* EXERCISE DESCRIPTION: Give every entry again, unchanged, and leave its images out.

***** WORKING DATA *****

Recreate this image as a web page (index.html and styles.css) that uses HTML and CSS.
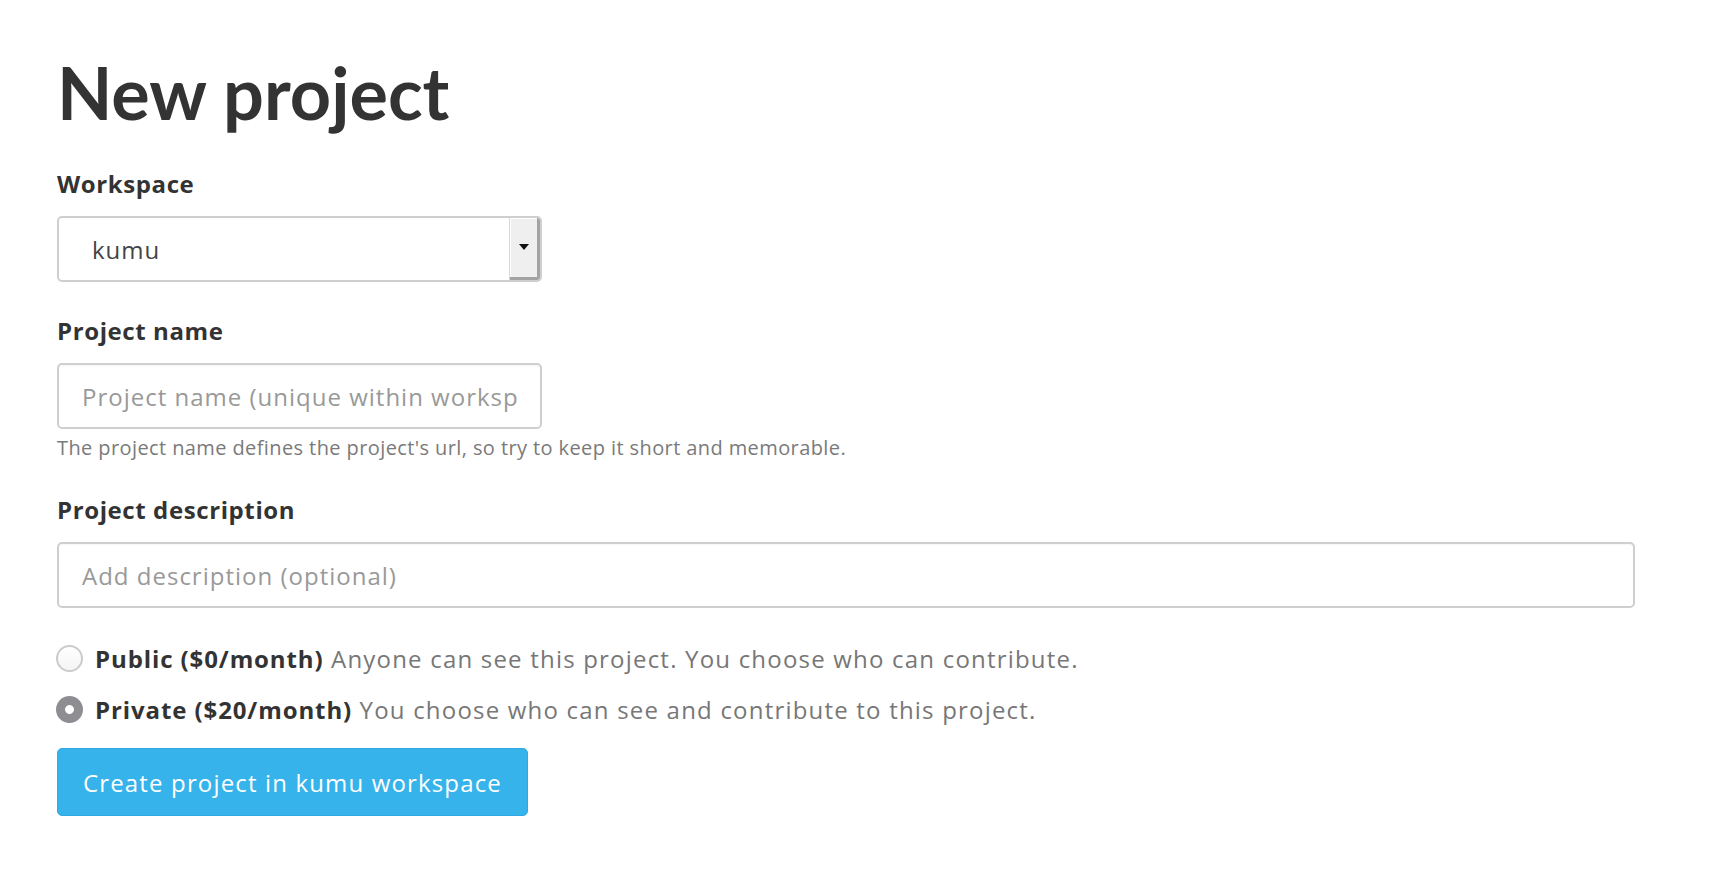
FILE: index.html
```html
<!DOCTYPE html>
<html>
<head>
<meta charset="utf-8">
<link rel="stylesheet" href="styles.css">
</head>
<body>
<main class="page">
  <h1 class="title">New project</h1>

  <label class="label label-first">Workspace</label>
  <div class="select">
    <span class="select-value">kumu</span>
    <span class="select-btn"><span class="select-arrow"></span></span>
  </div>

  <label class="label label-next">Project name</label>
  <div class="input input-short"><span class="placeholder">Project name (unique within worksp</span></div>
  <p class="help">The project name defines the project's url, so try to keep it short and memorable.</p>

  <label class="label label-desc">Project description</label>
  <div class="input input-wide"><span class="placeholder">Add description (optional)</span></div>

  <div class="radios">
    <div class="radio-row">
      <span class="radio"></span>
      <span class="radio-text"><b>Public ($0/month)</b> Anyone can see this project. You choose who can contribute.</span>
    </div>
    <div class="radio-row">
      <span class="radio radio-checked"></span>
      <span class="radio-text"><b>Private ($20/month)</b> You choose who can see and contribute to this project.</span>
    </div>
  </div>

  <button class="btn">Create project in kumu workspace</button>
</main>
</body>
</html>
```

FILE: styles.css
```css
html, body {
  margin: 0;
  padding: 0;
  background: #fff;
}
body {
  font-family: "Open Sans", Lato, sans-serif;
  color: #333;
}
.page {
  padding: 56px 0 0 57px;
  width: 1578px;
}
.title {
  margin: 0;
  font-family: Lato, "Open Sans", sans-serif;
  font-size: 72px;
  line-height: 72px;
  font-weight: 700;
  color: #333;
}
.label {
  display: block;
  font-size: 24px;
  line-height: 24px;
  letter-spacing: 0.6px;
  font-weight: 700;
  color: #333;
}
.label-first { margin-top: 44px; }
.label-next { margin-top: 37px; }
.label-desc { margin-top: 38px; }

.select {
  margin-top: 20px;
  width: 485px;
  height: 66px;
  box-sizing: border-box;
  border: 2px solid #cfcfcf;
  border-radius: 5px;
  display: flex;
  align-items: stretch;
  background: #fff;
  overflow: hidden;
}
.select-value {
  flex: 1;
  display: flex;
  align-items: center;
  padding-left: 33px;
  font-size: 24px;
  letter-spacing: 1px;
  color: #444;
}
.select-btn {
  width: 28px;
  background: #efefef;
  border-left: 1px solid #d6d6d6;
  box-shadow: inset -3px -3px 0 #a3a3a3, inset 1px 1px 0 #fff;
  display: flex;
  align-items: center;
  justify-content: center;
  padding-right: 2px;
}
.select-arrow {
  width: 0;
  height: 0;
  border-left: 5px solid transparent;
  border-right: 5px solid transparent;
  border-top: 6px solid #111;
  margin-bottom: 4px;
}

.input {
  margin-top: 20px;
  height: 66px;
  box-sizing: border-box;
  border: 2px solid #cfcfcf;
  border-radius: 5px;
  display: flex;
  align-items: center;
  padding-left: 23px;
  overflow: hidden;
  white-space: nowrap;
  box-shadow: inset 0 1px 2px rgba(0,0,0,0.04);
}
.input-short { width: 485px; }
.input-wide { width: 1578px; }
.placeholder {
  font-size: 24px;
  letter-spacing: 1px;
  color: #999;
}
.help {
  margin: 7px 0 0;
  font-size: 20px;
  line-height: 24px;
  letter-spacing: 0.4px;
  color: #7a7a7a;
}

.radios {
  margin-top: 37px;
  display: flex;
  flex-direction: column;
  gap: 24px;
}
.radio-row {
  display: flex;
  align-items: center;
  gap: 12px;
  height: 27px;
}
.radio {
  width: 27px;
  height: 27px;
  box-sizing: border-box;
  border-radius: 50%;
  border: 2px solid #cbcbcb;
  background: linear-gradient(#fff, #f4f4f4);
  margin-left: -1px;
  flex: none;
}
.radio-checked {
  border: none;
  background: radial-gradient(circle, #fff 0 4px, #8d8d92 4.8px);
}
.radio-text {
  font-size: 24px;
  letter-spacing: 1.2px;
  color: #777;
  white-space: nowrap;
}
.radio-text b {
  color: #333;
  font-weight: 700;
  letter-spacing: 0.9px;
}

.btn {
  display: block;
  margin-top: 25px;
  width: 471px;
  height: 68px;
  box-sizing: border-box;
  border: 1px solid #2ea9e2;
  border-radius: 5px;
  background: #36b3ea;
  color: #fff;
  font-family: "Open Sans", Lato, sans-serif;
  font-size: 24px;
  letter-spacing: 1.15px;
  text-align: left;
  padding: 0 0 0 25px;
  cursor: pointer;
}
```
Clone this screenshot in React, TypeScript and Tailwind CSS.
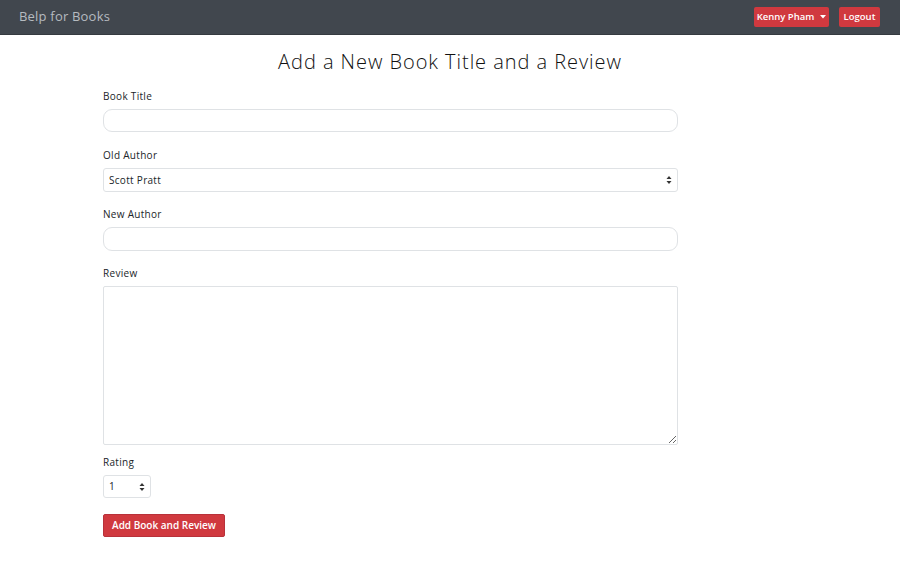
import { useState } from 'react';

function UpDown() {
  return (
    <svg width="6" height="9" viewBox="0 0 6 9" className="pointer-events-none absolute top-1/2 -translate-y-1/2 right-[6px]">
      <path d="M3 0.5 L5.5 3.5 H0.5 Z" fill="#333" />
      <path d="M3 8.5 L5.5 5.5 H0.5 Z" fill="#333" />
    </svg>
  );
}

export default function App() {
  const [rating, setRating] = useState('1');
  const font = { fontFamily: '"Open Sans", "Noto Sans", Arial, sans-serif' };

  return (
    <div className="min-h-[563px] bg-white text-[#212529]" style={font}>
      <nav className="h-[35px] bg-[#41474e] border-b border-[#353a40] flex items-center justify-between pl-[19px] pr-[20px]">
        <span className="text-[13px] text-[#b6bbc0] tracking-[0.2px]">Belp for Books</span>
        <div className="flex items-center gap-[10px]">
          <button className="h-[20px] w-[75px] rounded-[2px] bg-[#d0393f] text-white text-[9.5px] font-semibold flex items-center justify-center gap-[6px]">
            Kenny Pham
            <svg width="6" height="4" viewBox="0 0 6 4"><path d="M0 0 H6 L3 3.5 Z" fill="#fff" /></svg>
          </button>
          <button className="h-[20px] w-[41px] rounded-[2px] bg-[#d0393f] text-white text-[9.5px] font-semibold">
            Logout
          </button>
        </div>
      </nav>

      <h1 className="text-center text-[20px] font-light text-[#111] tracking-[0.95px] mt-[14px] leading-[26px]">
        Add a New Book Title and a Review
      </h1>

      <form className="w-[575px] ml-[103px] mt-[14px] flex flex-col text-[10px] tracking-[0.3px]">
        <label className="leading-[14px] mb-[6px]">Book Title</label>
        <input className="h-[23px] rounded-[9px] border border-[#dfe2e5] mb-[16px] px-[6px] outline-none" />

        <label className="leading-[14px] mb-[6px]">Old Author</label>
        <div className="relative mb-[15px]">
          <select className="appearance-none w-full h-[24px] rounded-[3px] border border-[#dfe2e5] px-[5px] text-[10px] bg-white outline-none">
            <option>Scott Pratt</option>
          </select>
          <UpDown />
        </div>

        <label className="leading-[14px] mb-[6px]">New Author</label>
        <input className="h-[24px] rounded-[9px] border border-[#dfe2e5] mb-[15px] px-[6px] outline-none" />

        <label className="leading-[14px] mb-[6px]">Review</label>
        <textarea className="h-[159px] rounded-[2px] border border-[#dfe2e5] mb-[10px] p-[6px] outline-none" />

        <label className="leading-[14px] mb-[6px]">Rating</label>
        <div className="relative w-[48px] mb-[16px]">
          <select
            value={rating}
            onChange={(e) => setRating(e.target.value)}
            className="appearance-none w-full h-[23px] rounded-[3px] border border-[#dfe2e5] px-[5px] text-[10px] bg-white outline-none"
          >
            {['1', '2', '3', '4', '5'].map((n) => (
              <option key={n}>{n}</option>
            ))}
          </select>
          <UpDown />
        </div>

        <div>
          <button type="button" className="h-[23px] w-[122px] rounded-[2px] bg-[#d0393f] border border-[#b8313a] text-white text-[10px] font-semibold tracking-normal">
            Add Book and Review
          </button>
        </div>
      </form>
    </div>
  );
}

*****

* SOLUTION TO THE PROBLEM:
Recreate this image as a web page (index.html and styles.css) that uses HTML and CSS.
FILE: index.html
```html
<!DOCTYPE html>
<html>
<head>
<meta charset="utf-8">
<link rel="stylesheet" href="styles.css">
</head>
<body>
<main class="page">
  <h1 class="title">New project</h1>

  <label class="label label-first">Workspace</label>
  <div class="select">
    <span class="select-value">kumu</span>
    <span class="select-btn"><span class="select-arrow"></span></span>
  </div>

  <label class="label label-next">Project name</label>
  <div class="input input-short"><span class="placeholder">Project name (unique within worksp</span></div>
  <p class="help">The project name defines the project's url, so try to keep it short and memorable.</p>

  <label class="label label-desc">Project description</label>
  <div class="input input-wide"><span class="placeholder">Add description (optional)</span></div>

  <div class="radios">
    <div class="radio-row">
      <span class="radio"></span>
      <span class="radio-text"><b>Public ($0/month)</b> Anyone can see this project. You choose who can contribute.</span>
    </div>
    <div class="radio-row">
      <span class="radio radio-checked"></span>
      <span class="radio-text"><b>Private ($20/month)</b> You choose who can see and contribute to this project.</span>
    </div>
  </div>

  <button class="btn">Create project in kumu workspace</button>
</main>
</body>
</html>
```

FILE: styles.css
```css
html, body {
  margin: 0;
  padding: 0;
  background: #fff;
}
body {
  font-family: "Open Sans", Lato, sans-serif;
  color: #333;
}
.page {
  padding: 56px 0 0 57px;
  width: 1578px;
}
.title {
  margin: 0;
  font-family: Lato, "Open Sans", sans-serif;
  font-size: 72px;
  line-height: 72px;
  font-weight: 700;
  color: #333;
}
.label {
  display: block;
  font-size: 24px;
  line-height: 24px;
  letter-spacing: 0.6px;
  font-weight: 700;
  color: #333;
}
.label-first { margin-top: 44px; }
.label-next { margin-top: 37px; }
.label-desc { margin-top: 38px; }

.select {
  margin-top: 20px;
  width: 485px;
  height: 66px;
  box-sizing: border-box;
  border: 2px solid #cfcfcf;
  border-radius: 5px;
  display: flex;
  align-items: stretch;
  background: #fff;
  overflow: hidden;
}
.select-value {
  flex: 1;
  display: flex;
  align-items: center;
  padding-left: 33px;
  font-size: 24px;
  letter-spacing: 1px;
  color: #444;
}
.select-btn {
  width: 28px;
  background: #efefef;
  border-left: 1px solid #d6d6d6;
  box-shadow: inset -3px -3px 0 #a3a3a3, inset 1px 1px 0 #fff;
  display: flex;
  align-items: center;
  justify-content: center;
  padding-right: 2px;
}
.select-arrow {
  width: 0;
  height: 0;
  border-left: 5px solid transparent;
  border-right: 5px solid transparent;
  border-top: 6px solid #111;
  margin-bottom: 4px;
}

.input {
  margin-top: 20px;
  height: 66px;
  box-sizing: border-box;
  border: 2px solid #cfcfcf;
  border-radius: 5px;
  display: flex;
  align-items: center;
  padding-left: 23px;
  overflow: hidden;
  white-space: nowrap;
  box-shadow: inset 0 1px 2px rgba(0,0,0,0.04);
}
.input-short { width: 485px; }
.input-wide { width: 1578px; }
.placeholder {
  font-size: 24px;
  letter-spacing: 1px;
  color: #999;
}
.help {
  margin: 7px 0 0;
  font-size: 20px;
  line-height: 24px;
  letter-spacing: 0.4px;
  color: #7a7a7a;
}

.radios {
  margin-top: 37px;
  display: flex;
  flex-direction: column;
  gap: 24px;
}
.radio-row {
  display: flex;
  align-items: center;
  gap: 12px;
  height: 27px;
}
.radio {
  width: 27px;
  height: 27px;
  box-sizing: border-box;
  border-radius: 50%;
  border: 2px solid #cbcbcb;
  background: linear-gradient(#fff, #f4f4f4);
  margin-left: -1px;
  flex: none;
}
.radio-checked {
  border: none;
  background: radial-gradient(circle, #fff 0 4px, #8d8d92 4.8px);
}
.radio-text {
  font-size: 24px;
  letter-spacing: 1.2px;
  color: #777;
  white-space: nowrap;
}
.radio-text b {
  color: #333;
  font-weight: 700;
  letter-spacing: 0.9px;
}

.btn {
  display: block;
  margin-top: 25px;
  width: 471px;
  height: 68px;
  box-sizing: border-box;
  border: 1px solid #2ea9e2;
  border-radius: 5px;
  background: #36b3ea;
  color: #fff;
  font-family: "Open Sans", Lato, sans-serif;
  font-size: 24px;
  letter-spacing: 1.15px;
  text-align: left;
  padding: 0 0 0 25px;
  cursor: pointer;
}
```
Clone this screenshot in React, TypeScript and Tailwind CSS.
import { useState } from 'react';

function UpDown() {
  return (
    <svg width="6" height="9" viewBox="0 0 6 9" className="pointer-events-none absolute top-1/2 -translate-y-1/2 right-[6px]">
      <path d="M3 0.5 L5.5 3.5 H0.5 Z" fill="#333" />
      <path d="M3 8.5 L5.5 5.5 H0.5 Z" fill="#333" />
    </svg>
  );
}

export default function App() {
  const [rating, setRating] = useState('1');
  const font = { fontFamily: '"Open Sans", "Noto Sans", Arial, sans-serif' };

  return (
    <div className="min-h-[563px] bg-white text-[#212529]" style={font}>
      <nav className="h-[35px] bg-[#41474e] border-b border-[#353a40] flex items-center justify-between pl-[19px] pr-[20px]">
        <span className="text-[13px] text-[#b6bbc0] tracking-[0.2px]">Belp for Books</span>
        <div className="flex items-center gap-[10px]">
          <button className="h-[20px] w-[75px] rounded-[2px] bg-[#d0393f] text-white text-[9.5px] font-semibold flex items-center justify-center gap-[6px]">
            Kenny Pham
            <svg width="6" height="4" viewBox="0 0 6 4"><path d="M0 0 H6 L3 3.5 Z" fill="#fff" /></svg>
          </button>
          <button className="h-[20px] w-[41px] rounded-[2px] bg-[#d0393f] text-white text-[9.5px] font-semibold">
            Logout
          </button>
        </div>
      </nav>

      <h1 className="text-center text-[20px] font-light text-[#111] tracking-[0.95px] mt-[14px] leading-[26px]">
        Add a New Book Title and a Review
      </h1>

      <form className="w-[575px] ml-[103px] mt-[14px] flex flex-col text-[10px] tracking-[0.3px]">
        <label className="leading-[14px] mb-[6px]">Book Title</label>
        <input className="h-[23px] rounded-[9px] border border-[#dfe2e5] mb-[16px] px-[6px] outline-none" />

        <label className="leading-[14px] mb-[6px]">Old Author</label>
        <div className="relative mb-[15px]">
          <select className="appearance-none w-full h-[24px] rounded-[3px] border border-[#dfe2e5] px-[5px] text-[10px] bg-white outline-none">
            <option>Scott Pratt</option>
          </select>
          <UpDown />
        </div>

        <label className="leading-[14px] mb-[6px]">New Author</label>
        <input className="h-[24px] rounded-[9px] border border-[#dfe2e5] mb-[15px] px-[6px] outline-none" />

        <label className="leading-[14px] mb-[6px]">Review</label>
        <textarea className="h-[159px] rounded-[2px] border border-[#dfe2e5] mb-[10px] p-[6px] outline-none" />

        <label className="leading-[14px] mb-[6px]">Rating</label>
        <div className="relative w-[48px] mb-[16px]">
          <select
            value={rating}
            onChange={(e) => setRating(e.target.value)}
            className="appearance-none w-full h-[23px] rounded-[3px] border border-[#dfe2e5] px-[5px] text-[10px] bg-white outline-none"
          >
            {['1', '2', '3', '4', '5'].map((n) => (
              <option key={n}>{n}</option>
            ))}
          </select>
          <UpDown />
        </div>

        <div>
          <button type="button" className="h-[23px] w-[122px] rounded-[2px] bg-[#d0393f] border border-[#b8313a] text-white text-[10px] font-semibold tracking-normal">
            Add Book and Review
          </button>
        </div>
      </form>
    </div>
  );
}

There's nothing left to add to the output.